> TO DO
Say how many lines contain the string "using". Give no other output.

> DATA TO USE
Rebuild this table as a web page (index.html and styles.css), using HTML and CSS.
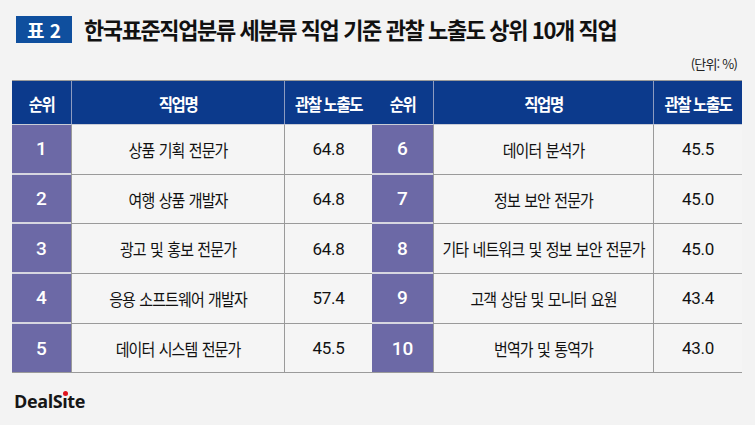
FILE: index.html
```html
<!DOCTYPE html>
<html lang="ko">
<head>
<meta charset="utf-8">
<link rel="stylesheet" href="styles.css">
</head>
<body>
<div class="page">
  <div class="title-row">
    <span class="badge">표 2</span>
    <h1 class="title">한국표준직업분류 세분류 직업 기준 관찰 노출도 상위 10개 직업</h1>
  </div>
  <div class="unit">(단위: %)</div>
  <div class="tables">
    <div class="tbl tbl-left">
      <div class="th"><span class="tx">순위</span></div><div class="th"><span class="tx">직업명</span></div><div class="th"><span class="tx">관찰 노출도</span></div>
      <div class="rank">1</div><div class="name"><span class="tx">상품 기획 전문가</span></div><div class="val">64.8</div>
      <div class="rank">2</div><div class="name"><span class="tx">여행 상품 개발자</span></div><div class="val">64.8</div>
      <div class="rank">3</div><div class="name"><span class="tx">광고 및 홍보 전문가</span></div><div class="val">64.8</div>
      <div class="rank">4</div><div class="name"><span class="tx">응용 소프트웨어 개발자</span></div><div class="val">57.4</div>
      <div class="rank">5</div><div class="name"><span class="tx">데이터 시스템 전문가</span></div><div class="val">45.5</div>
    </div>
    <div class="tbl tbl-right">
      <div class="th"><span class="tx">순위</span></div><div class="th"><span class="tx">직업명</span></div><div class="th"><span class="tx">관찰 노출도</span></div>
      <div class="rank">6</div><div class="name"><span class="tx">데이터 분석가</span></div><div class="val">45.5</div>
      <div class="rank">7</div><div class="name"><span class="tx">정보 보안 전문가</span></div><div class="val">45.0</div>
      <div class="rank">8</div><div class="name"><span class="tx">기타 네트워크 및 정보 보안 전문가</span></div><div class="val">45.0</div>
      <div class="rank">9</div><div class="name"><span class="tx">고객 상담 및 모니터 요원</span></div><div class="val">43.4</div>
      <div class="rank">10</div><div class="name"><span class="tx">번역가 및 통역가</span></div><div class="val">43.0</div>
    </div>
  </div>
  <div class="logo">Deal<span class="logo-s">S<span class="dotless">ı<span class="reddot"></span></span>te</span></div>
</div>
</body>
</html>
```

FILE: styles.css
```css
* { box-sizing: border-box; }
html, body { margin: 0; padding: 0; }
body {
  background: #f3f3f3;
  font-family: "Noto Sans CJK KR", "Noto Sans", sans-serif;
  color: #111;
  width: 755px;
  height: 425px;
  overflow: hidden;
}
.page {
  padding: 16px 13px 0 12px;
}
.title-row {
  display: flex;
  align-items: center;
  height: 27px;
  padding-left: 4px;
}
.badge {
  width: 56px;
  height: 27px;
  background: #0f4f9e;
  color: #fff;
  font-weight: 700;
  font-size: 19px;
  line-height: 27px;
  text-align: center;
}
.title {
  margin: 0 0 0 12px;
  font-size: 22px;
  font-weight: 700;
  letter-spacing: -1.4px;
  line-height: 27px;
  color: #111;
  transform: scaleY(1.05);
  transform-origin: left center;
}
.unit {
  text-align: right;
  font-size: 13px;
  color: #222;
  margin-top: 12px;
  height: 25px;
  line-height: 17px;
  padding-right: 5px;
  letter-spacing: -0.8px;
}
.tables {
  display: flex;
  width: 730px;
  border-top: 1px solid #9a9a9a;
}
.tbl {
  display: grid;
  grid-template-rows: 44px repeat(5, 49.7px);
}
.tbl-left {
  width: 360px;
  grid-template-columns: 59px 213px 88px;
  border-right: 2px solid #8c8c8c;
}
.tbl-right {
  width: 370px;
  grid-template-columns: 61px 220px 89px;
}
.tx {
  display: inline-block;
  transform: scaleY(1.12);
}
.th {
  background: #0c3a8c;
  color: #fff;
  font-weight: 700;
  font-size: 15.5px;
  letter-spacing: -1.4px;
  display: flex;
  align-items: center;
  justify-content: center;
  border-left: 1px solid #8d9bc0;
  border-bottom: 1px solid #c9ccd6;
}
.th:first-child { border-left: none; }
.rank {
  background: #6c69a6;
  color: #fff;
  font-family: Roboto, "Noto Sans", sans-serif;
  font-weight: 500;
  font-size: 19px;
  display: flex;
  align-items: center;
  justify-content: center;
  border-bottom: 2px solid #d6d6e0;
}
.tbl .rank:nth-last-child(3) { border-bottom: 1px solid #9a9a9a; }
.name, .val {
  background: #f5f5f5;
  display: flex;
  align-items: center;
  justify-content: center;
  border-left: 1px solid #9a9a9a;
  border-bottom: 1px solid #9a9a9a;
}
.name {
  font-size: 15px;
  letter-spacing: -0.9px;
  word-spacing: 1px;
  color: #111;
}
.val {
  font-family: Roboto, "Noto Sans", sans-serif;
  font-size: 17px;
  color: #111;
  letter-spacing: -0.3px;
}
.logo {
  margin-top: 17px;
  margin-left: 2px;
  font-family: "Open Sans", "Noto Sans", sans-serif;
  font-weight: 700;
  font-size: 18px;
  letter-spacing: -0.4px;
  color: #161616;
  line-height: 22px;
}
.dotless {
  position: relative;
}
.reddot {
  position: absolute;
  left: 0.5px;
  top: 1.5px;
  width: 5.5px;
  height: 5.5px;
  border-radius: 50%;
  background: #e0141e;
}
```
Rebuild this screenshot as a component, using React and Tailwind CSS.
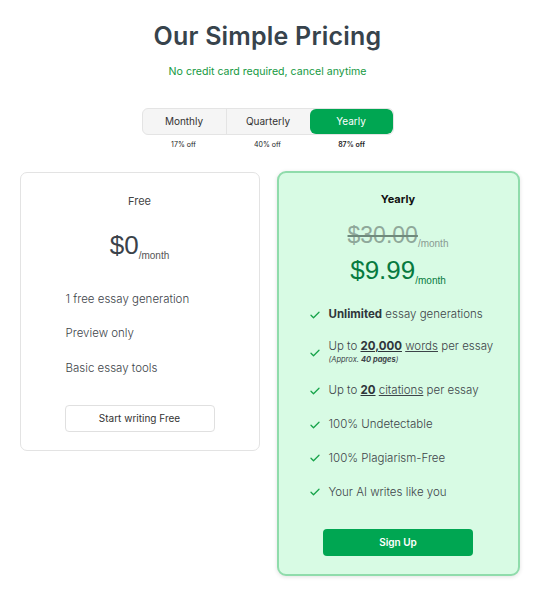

> THE SOLUTION
2